Brief van Bertrand

Hallo vader,

Op dit moment dobber ik midden op zee op een houten vlot, vandaar dat mijn handschrift wat slordig is. Alfred en ik zijn veilig in Doriath aangekomen. De stad werd belegerd en daarom hebben we goed betaald kunnen aanmonsteren op een schip dat naar Zamp ging. Onderweg kregen we last van twee piraten, waarvan we er een in de fik gestoken hebben. Achtervolgd door de ander zijn we in een storm aan de grond gelopen op een eiland. Met de overlevenden hebben we een basiskamp opgeslagen. Ik kan aardig goed opschieten met de groep huurlingen die samen met ons aangenomen zijn. Onder de passagiers zijn een paar maffe lui, met bijzondere ideeën. Ook zijn er een paar gevangen die met ons schip gedeporteerd werden, compleet met bewaking.

We zijn met het grootste deel van de huurlingen het eiland af gaan zoeken naar eten terwijl de rest vlotten ging bouwen. Alfred bleef bij het kamp klusjes doen, hij blijft een stadsmens. Er was daar helemaal geen eten, alleen een paar oude gebouwen en een tempel met levende lijken. Iedereen is dus op rantsoen.

Toen onze vlotten om weg te komen bijna af waren kwamen er twee schepen aan. Dit waren of piraten, of de gebruikers van de tempel. Daarom hebben we een hinderlaag gelegd, die niet liep zoals ik gewild en verwacht had. De kapitein kreeg een of andere vervloeking over zich heen waardoor zijn hart zo ongeveer uit zijn borstkas gerukt werd. Een van de passagiers had eigen manschappen en een eigen agenda. Zij vonden het genoeg als de priesters terug trokken, terwijl de rest er volgens afspraak voor ging ze af te maken. Ik stond met nog een paar lui in de enige vluchtroute. Tactisch had hij waarschijnlijk gelijk, als wij kanonnenvoer waren geweest i.p.v. huurlingen. Hij komt dan ook op mijn persoonlijke zwarte lijst te staan.

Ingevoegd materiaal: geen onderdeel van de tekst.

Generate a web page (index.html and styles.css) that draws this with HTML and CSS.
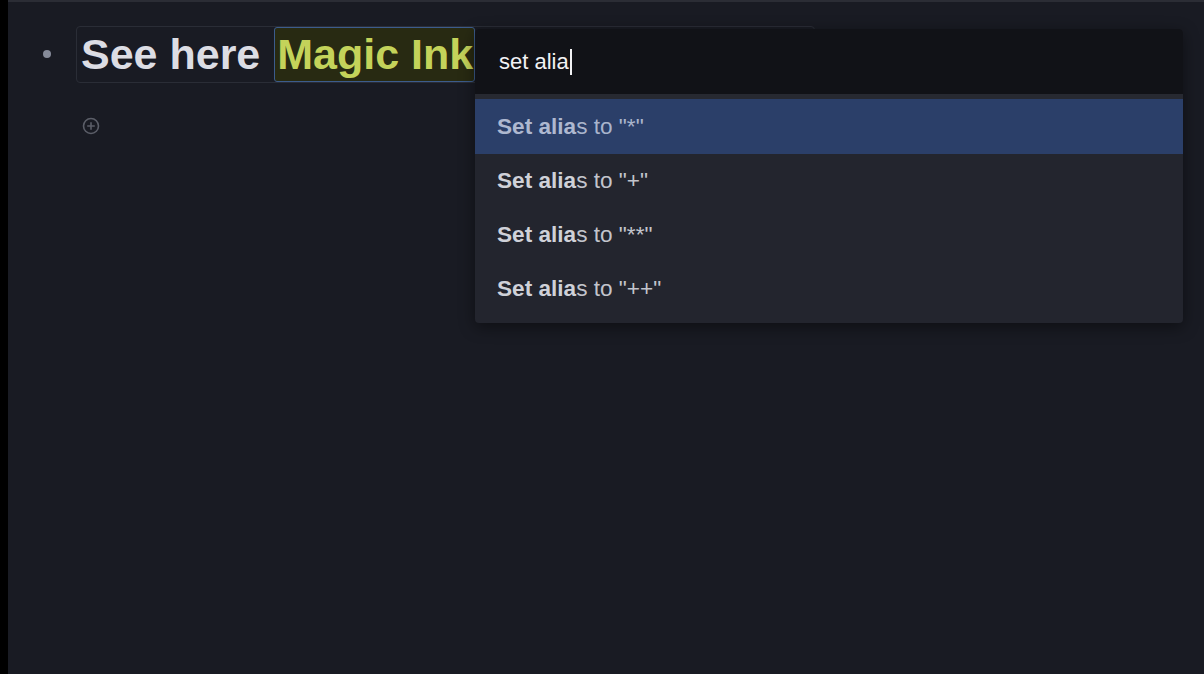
FILE: index.html
```html
<!DOCTYPE html>
<html lang="en">
<head>
    <meta charset="UTF-8">
    <meta name="viewport" content="width=device-width, initial-scale=1.0">
    <title>Magic Ink</title>
    <link rel="stylesheet" href="styles.css">
</head>
<body>
    <div class="edge"></div>
    <main class="page">
        <div class="topline"></div>

        <div class="outline">
            <div class="row">
                <span class="bullet"></span>
                <div class="block">See here&nbsp;<span class="ink">Magic Ink</span></div>
            </div>

            <div class="add-row">
                <svg class="add-icon" width="18" height="18" viewBox="0 0 18 18">
                    <circle cx="9" cy="9" r="7.5" fill="none" stroke="#5b5e68" stroke-width="1.6"/>
                    <path d="M9 5.2v7.6M5.2 9h7.6" stroke="#5b5e68" stroke-width="1.6"/>
                </svg>
            </div>
        </div>

        <!-- command popup, lies over the block -->
        <div class="popup">
            <div class="popup-input">set alia<span class="caret"></span></div>
            <ul class="popup-list">
                <li class="active"><b>Set alia</b>s to "*"</li>
                <li><b>Set alia</b>s to "+"</li>
                <li><b>Set alia</b>s to "**"</li>
                <li><b>Set alia</b>s to "++"</li>
            </ul>
        </div>
    </main>
</body>
</html>
```

FILE: styles.css
```css
body {
    margin: 0;
    padding: 0;
    display: flex;
    height: 100vh;
    overflow: hidden;
    background-color: #191b23;
    font-family: "Liberation Sans", Arial, sans-serif;
}

.edge {
    width: 8px;
    background-color: #000;
    flex-shrink: 0;
}

.page {
    flex: 1;
    position: relative;
    display: flex;
    flex-direction: column;
}

.topline {
    height: 2px;
    background-color: #2b2d35;
}

.outline {
    padding-top: 24px;
    display: flex;
    flex-direction: column;
}

.row {
    display: flex;
    align-items: center;
}

.bullet {
    width: 8px;
    height: 8px;
    border-radius: 50%;
    background-color: #868b99;
    margin-left: 35px;
    margin-right: 25px;
    margin-top: -2px;
}

.block {
    width: 739px;
    box-sizing: border-box;
    border: 1px solid #2a2d36;
    border-radius: 4px;
    padding-left: 4px;
    font-size: 43px;
    font-weight: bold;
    line-height: 53px;
    color: #dcdde4;
    white-space: nowrap;
}

.ink {
    display: inline-block;
    margin-left: 2px;
    background-color: #282a12;
    border: 1px solid #3c5c8c;
    border-radius: 3px;
    color: #c4d35a;
    padding: 0 1px 0 2px;
}

.add-row {
    padding-left: 74px;
    padding-top: 34px;
}

.add-icon {
    display: block;
}

.popup {
    position: absolute;
    left: 467px;
    top: 29px;
    width: 708px;
    background-color: #23252e;
    border-radius: 4px;
    overflow: hidden;
    box-shadow: 0 4px 16px rgba(0, 0, 0, 0.45);
}

.popup-input {
    height: 65px;
    display: flex;
    align-items: center;
    padding-left: 24px;
    background-color: #111217;
    color: #f2f2f4;
    font-size: 22px;
    border-bottom: 5px solid #272931;
}

.caret {
    width: 2px;
    height: 26px;
    background-color: #f2f2f4;
    margin-left: 1px;
}

.popup-list {
    list-style: none;
    margin: 0;
    padding: 0 0 7px 0;
}

.popup-list li {
    height: 54px;
    display: flex;
    align-items: center;
    padding-left: 22px;
    font-size: 22.6px;
    color: #c2c4cc;
}

.popup-list li b {
    color: #cfd1d8;
}

.popup-list li.active {
    height: 55px;
    background-color: #2b3f69;
    color: #a9b4cc;
}

.popup-list li.active b {
    color: #aeb8d0;
}
```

Door dit alles kon de centrale groep van de tegenstanders zich door ons terug trekken. Een van de priesters probeerde mij ook te vervloeken, wat de tweede keer lukte. Het voelde zoals het er bij de kapitein uitzag, dat wil ik niet nog een keer meemaken. De centrale groep van de godsdienstwaanzinnigen (het waren kannibalen) zijn daarna via de nu open flank wegvluchten. Ik ben gered door een van de gevangenen, een heks. Magie is af en toe best nuttig, en ik ben blij dat we de gevangenen mee hebben laten vechten. Nu zitten we op een vlot, op weg naar land, en dan naar Zamp. De kapitein, onze opdrachtgever, is dood, maar zijn dochter leeft nog. Wat mij betreft is deze klus pas afgerond als we haar veilig in Zamp afgeleverd hebben.

Het is moeilijk om voor twee zulke verschillende personen aan gezamenlijk werk te komen. Daarom hebben we afgesproken dat wij in Zamp uit elkaar gaan. Hij voelt zich niet op zijn gemak bij fysiek ingestelde mensen en in de natuur, en gaat daarom daar in de stad werk zoeken. Ik blijf waarschijnlijk bij de groep met wie we samen aan de boottocht begonnen zijn. Waarschijnlijk hebben krijgen we dan betere klussen, en de kans op dat ik als "opofferbaar" wordt beschouwd is dan een stuk kleiner. Als iemand ons dan een geintje probeert te flikken moet hij met de hele groep rekening houden. Na het gezamenlijke avontuur op het eiland weten we wat we aan elkaar hebben, en dat werkt wel zo prettig.